Facebook has a feature often called Limit Past Posts. According to Facebook’s official Help Center, this setting changes past posts that were shared with wider audiences, such as Public, so they become visible to Friends. Facebook also notes that this change cannot be reversed in one click; if you want to make individual posts public again later, you would need to change those posts one by one.
You can verify the current wording on Facebook’s official page about basic privacy settings and tools. This is useful because menu names and screen layouts can change over time.
What Limit Past Posts usually helps with
It helps when many old posts were shared publicly and you want a broad privacy improvement. It is especially useful if you do not want strangers, searchers, or casual visitors seeing years of older public updates.
What it does not solve
It does not delete posts. It does not make every old item private to only you. It also does not control posts that other people created and tagged you in, because the person who made the original post may control that audience.
How to Limit Old Facebook Posts Privacy Step by Step
Use a quiet moment for this. Do not make the change while rushed or upset. The feature is helpful, but it affects many posts at once.
- Open Facebook settings: On a computer, click your profile picture in the top right, then look for Settings & privacy and Settings. On a phone, open the menu and look for the same words.
- Find the posts privacy area: Look for a section related to Posts or Privacy. If you cannot find it, use Facebook’s settings search and type Limit Past Posts.
- Read the warning carefully: Facebook should explain that past public posts will be limited to Friends and that changing them back later requires editing individual posts.
- Decide if Friends is the right audience: If you are comfortable with friends seeing those older posts, this can be a good broad cleanup step. If not, review important posts individually instead.
- Confirm only when ready: If you choose to proceed, click or tap Limit Past Posts and confirm the choice.
- Review your profile afterward: Look at a few older posts and check whether the audience changed the way you expected.
- Adjust special posts one by one: For sensitive memories, photos, or family details, open the post and use the audience selector to choose a smaller audience when available.

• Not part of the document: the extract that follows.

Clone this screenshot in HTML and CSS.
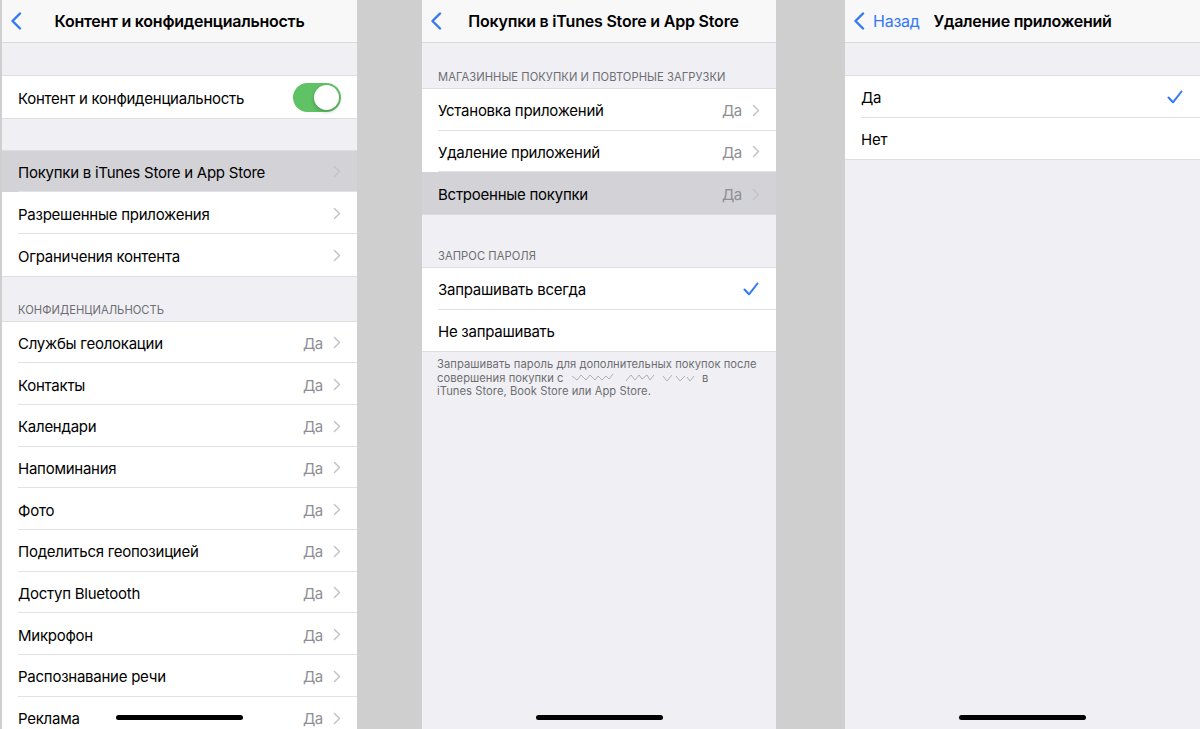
FILE: index.html
```html
<!DOCTYPE html>
<html lang="ru">
<head>
<meta charset="utf-8">
<link rel="stylesheet" href="styles.css">
</head>
<body>
<div class="screens">

  <!-- Screen 1 -->
  <section class="screen s1">
    <header class="nav">
      <span class="back"><svg width="12" height="18" viewBox="0 0 12 18"><path d="M10 1.5L2.5 9l7.5 7.5" fill="none" stroke="#3478f6" stroke-width="2.4" stroke-linecap="round" stroke-linejoin="round"/></svg></span>
      <h1 class="title">Контент и конфиденциальность</h1>
    </header>
    <div class="gap"></div>
    <div class="group">
      <div class="row"><div class="cell"><span class="label">Контент и конфиденциальность</span><span class="toggle"><span class="knob"></span></span></div></div>
    </div>
    <div class="gap"></div>
    <div class="group">
      <div class="row active"><div class="cell"><span class="label">Покупки в iTunes Store и App Store</span><span class="chev"></span></div></div>
      <div class="row"><div class="cell"><span class="label">Разрешенные приложения</span><span class="chev"></span></div></div>
      <div class="row"><div class="cell"><span class="label">Ограничения контента</span><span class="chev"></span></div></div>
    </div>
    <div class="section-head">КОНФИДЕНЦИАЛЬНОСТЬ</div>
    <div class="group">
      <div class="row"><div class="cell"><span class="label">Службы геолокации</span><span class="value">Да</span><span class="chev"></span></div></div>
      <div class="row"><div class="cell"><span class="label">Контакты</span><span class="value">Да</span><span class="chev"></span></div></div>
      <div class="row"><div class="cell"><span class="label">Календари</span><span class="value">Да</span><span class="chev"></span></div></div>
      <div class="row"><div class="cell"><span class="label">Напоминания</span><span class="value">Да</span><span class="chev"></span></div></div>
      <div class="row"><div class="cell"><span class="label">Фото</span><span class="value">Да</span><span class="chev"></span></div></div>
      <div class="row"><div class="cell"><span class="label">Поделиться геопозицией</span><span class="value">Да</span><span class="chev"></span></div></div>
      <div class="row"><div class="cell"><span class="label">Доступ Bluetooth</span><span class="value">Да</span><span class="chev"></span></div></div>
      <div class="row"><div class="cell"><span class="label">Микрофон</span><span class="value">Да</span><span class="chev"></span></div></div>
      <div class="row"><div class="cell"><span class="label">Распознавание речи</span><span class="value">Да</span><span class="chev"></span></div></div>
      <div class="row"><div class="cell"><span class="label">Реклама</span><span class="value">Да</span><span class="chev"></span></div></div>
    </div>
    <div class="home"></div>
  </section>

  <!-- Screen 2 -->
  <section class="screen s2">
    <header class="nav">
      <span class="back"><svg width="12" height="18" viewBox="0 0 12 18"><path d="M10 1.5L2.5 9l7.5 7.5" fill="none" stroke="#3478f6" stroke-width="2.4" stroke-linecap="round" stroke-linejoin="round"/></svg></span>
      <h1 class="title shifted">Покупки в iTunes Store и App Store</h1>
    </header>
    <div class="section-head">МАГАЗИННЫЕ ПОКУПКИ И ПОВТОРНЫЕ ЗАГРУЗКИ</div>
    <div class="group">
      <div class="row"><div class="cell"><span class="label">Установка приложений</span><span class="value">Да</span><span class="chev"></span></div></div>
      <div class="row"><div class="cell"><span class="label">Удаление приложений</span><span class="value">Да</span><span class="chev"></span></div></div>
      <div class="row active"><div class="cell"><span class="label">Встроенные покупки</span><span class="value">Да</span><span class="chev"></span></div></div>
    </div>
    <div class="section-head tall">ЗАПРОС ПАРОЛЯ</div>
    <div class="group">
      <div class="row"><div class="cell"><span class="label">Запрашивать всегда</span><span class="check"><svg width="16" height="14" viewBox="0 0 16 14"><path d="M1.5 7.5l4.5 4.8L14.5 1.5" fill="none" stroke="#3478f6" stroke-width="2" stroke-linecap="round" stroke-linejoin="round"/></svg></span></div></div>
      <div class="row"><div class="cell"><span class="label">Не запрашивать</span></div></div>
    </div>
    <p class="footer">Запрашивать пароль для дополнительных покупок после совершения покупки с <svg class="scribble" width="126" height="8" viewBox="0 0 126 8"><path d="M2 2l5 4 4-5 5 5 4-5 5 5 3-4 4 4 4-4 3 3 4-5M56 7l5-6 4 5 4-5 3 4 5-4 3 5 4-5M93 2l4 5 5-6M106 2l4 5 5-5M117 3l3 4 4-5" fill="none" stroke="#a8a8ae" stroke-width="0.9"/></svg> в<br>iTunes Store, Book Store или App Store.</p>
    <div class="home"></div>
  </section>

  <!-- Screen 3 -->
  <section class="screen s3">
    <header class="nav">
      <span class="back"><svg width="12" height="18" viewBox="0 0 12 18"><path d="M10 1.5L2.5 9l7.5 7.5" fill="none" stroke="#3478f6" stroke-width="2.4" stroke-linecap="round" stroke-linejoin="round"/></svg><span class="back-text">Назад</span></span>
      <h1 class="title">Удаление приложений</h1>
    </header>
    <div class="gap"></div>
    <div class="group">
      <div class="row"><div class="cell"><span class="label">Да</span><span class="check"><svg width="16" height="14" viewBox="0 0 16 14"><path d="M1.5 7.5l4.5 4.8L14.5 1.5" fill="none" stroke="#3478f6" stroke-width="2" stroke-linecap="round" stroke-linejoin="round"/></svg></span></div></div>
      <div class="row"><div class="cell"><span class="label">Нет</span></div></div>
    </div>
    <div class="home"></div>
  </section>

</div>
</body>
</html>
```

FILE: styles.css
```css
* { box-sizing: border-box; margin: 0; padding: 0; }

html, body {
  width: 1200px;
  height: 729px;
  overflow: hidden;
  background: #cfcfcf;
  font-family: "Inter", "Noto Sans", sans-serif;
  color: #000;
}

.screens {
  display: flex;
  height: 729px;
  padding-left: 2px;
}

.screen {
  position: relative;
  height: 729px;
  overflow: hidden;
  background: #f0f0f4;
  display: flex;
  flex-direction: column;
  flex: none;
}

.s1 { width: 355px; }
.s2 { width: 354px; margin-left: 65px; }
.s3 { width: 355px; margin-left: 69px; }

.nav {
  position: relative;
  height: 43px;
  flex: none;
  background: #f8f8f9;
  border-bottom: 1px solid #d9d9dc;
  display: flex;
  align-items: center;
  justify-content: center;
}

.back {
  position: absolute;
  left: 8px;
  top: 12px;
  display: flex;
  align-items: center;
  gap: 8px;
}

.back-text {
  color: #3478f6;
  font-size: 16px;
  letter-spacing: -0.25px;
  line-height: 18px;
}

.title {
  font-size: 16px;
  font-weight: 600;
  letter-spacing: -0.25px;
  line-height: 20px;
  margin-top: -1px;
}
.title.shifted { margin-left: 9px; letter-spacing: -0.2px; }

.gap { height: 33px; flex: none; }

.section-head {
  height: 46px;
  flex: none;
  display: flex;
  align-items: flex-end;
  padding: 0 0 5px 16px;
  font-size: 11.2px;
  line-height: 14px;
  color: #6d6d72;
  letter-spacing: 0.05px;
}
.section-head.tall { height: 54px; }

.group {
  background: #fff;
  box-shadow: 0 -1px 0 #dedee2, 0 1px 0 #dedee2;
  flex: none;
}

.row {
  height: 41.67px;
  padding-left: 16px;
}
.row.active { background: #d2d2d7; }

.cell {
  height: 100%;
  display: flex;
  align-items: center;
  padding-right: 16px;
  border-bottom: 1px solid #e2e2e6;
}
.row:last-child .cell { border-bottom: none; }

.label {
  flex: 1;
  font-size: 15px;
  letter-spacing: -0.25px;
  white-space: nowrap;
  padding-top: 3px;
}

.value {
  color: #8e8e93;
  font-size: 15px;
  letter-spacing: -0.3px;
  margin-right: 10px;
  padding-top: 3px;
}

.chev {
  width: 8px;
  height: 13px;
  margin-top: 2px;
  background: no-repeat center / 8px 13px url("data:image/svg+xml,%3Csvg xmlns='http://www.w3.org/2000/svg' width='8' height='13' viewBox='0 0 8 13'%3E%3Cpath d='M1.5 1.5l5 5-5 5' fill='none' stroke='%23c4c4c8' stroke-width='1.5' stroke-linecap='round' stroke-linejoin='round'/%3E%3C/svg%3E");
}

.check { display: flex; margin-right: 1px; margin-top: 1px; }

.toggle {
  width: 48px;
  height: 29px;
  border-radius: 15px;
  background: #5fc264;
  display: flex;
  align-items: center;
  justify-content: flex-end;
  padding: 2px;
  margin-top: 1px;
}
.knob {
  width: 25px;
  height: 25px;
  border-radius: 50%;
  background: #fff;
  box-shadow: 0 2px 4px rgba(0,0,0,0.2);
}

.footer {
  padding: 7px 16px 0 15px;
  font-size: 11.2px;
  line-height: 13.6px;
  color: #6d6d72;
  letter-spacing: 0.05px;
}
.scribble { vertical-align: 0; margin: 0 3px; }

.home {
  position: absolute;
  left: 114px;
  top: 715px;
  width: 127px;
  height: 5px;
  border-radius: 3px;
  background: #000;
}
```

If you also want better control over new and recent posts, read our guide on how to control who sees your posts on social media. That article focuses on day-to-day sharing choices, while this one focuses on older posts.
Common Social Media Privacy Mistakes to Avoid
Most mistakes happen when someone tries to clean up everything in one sitting. A slower approach is safer and less stressful.
- Assuming delete is the only option: Many posts can be limited, hidden, archived, or adjusted without deleting them.
- Skipping the warning message: Read Facebook’s confirmation screen before using Limit Past Posts because the broad change is not undone with one button.
- Forgetting tagged posts: If someone else posted a photo and tagged you, changing your own post audience may not fully control that item.
- Changing too much while emotional: If an old memory upsets you, pause before deleting. You may prefer to change the audience instead.
- Leaving your friends list too open: Limiting posts helps more when your friend list is familiar and trusted. If needed, review our guide on how to clean up your Facebook friends list safely.
A Simple Checklist
Use this short checklist before limiting old posts.
- Current posts: Is my default audience for new posts set the way I want?
- Old public posts: Do I have years of posts that strangers may still see?
- Special memories: Are there a few posts I would rather review one at a time?
- Tagged content: Do I need to review photos or posts where someone else tagged me?
- Friend list: Are the people who remain as friends people I still trust with personal updates?
- Follow-up: Did I check a few old posts after changing settings?
Pros and Cons of Limiting Old Facebook Posts
Reduces public exposure quickly
A broad setting can make many older public posts visible to a smaller audience.
Preserves memories
You can keep old photos and updates without leaving them open to everyone online.
Less stressful than deleting
Limiting visibility can feel gentler than removing years of family history.
Not reversed in one click
If you later want a post public again, you may need to change that post individually.
Does not control everything
Tagged posts, shared posts, and content created by others may need separate review.
May still require cleanup
Some sensitive posts may need individual attention even after using a broad privacy tool.
When to Get Extra Help
Ask a trusted person for help if you manage a large number of posts, feel unsure about the warning message, or worry about losing access to family memories. A calm second pair of eyes can help you decide what to limit, what to keep, and what to review individually.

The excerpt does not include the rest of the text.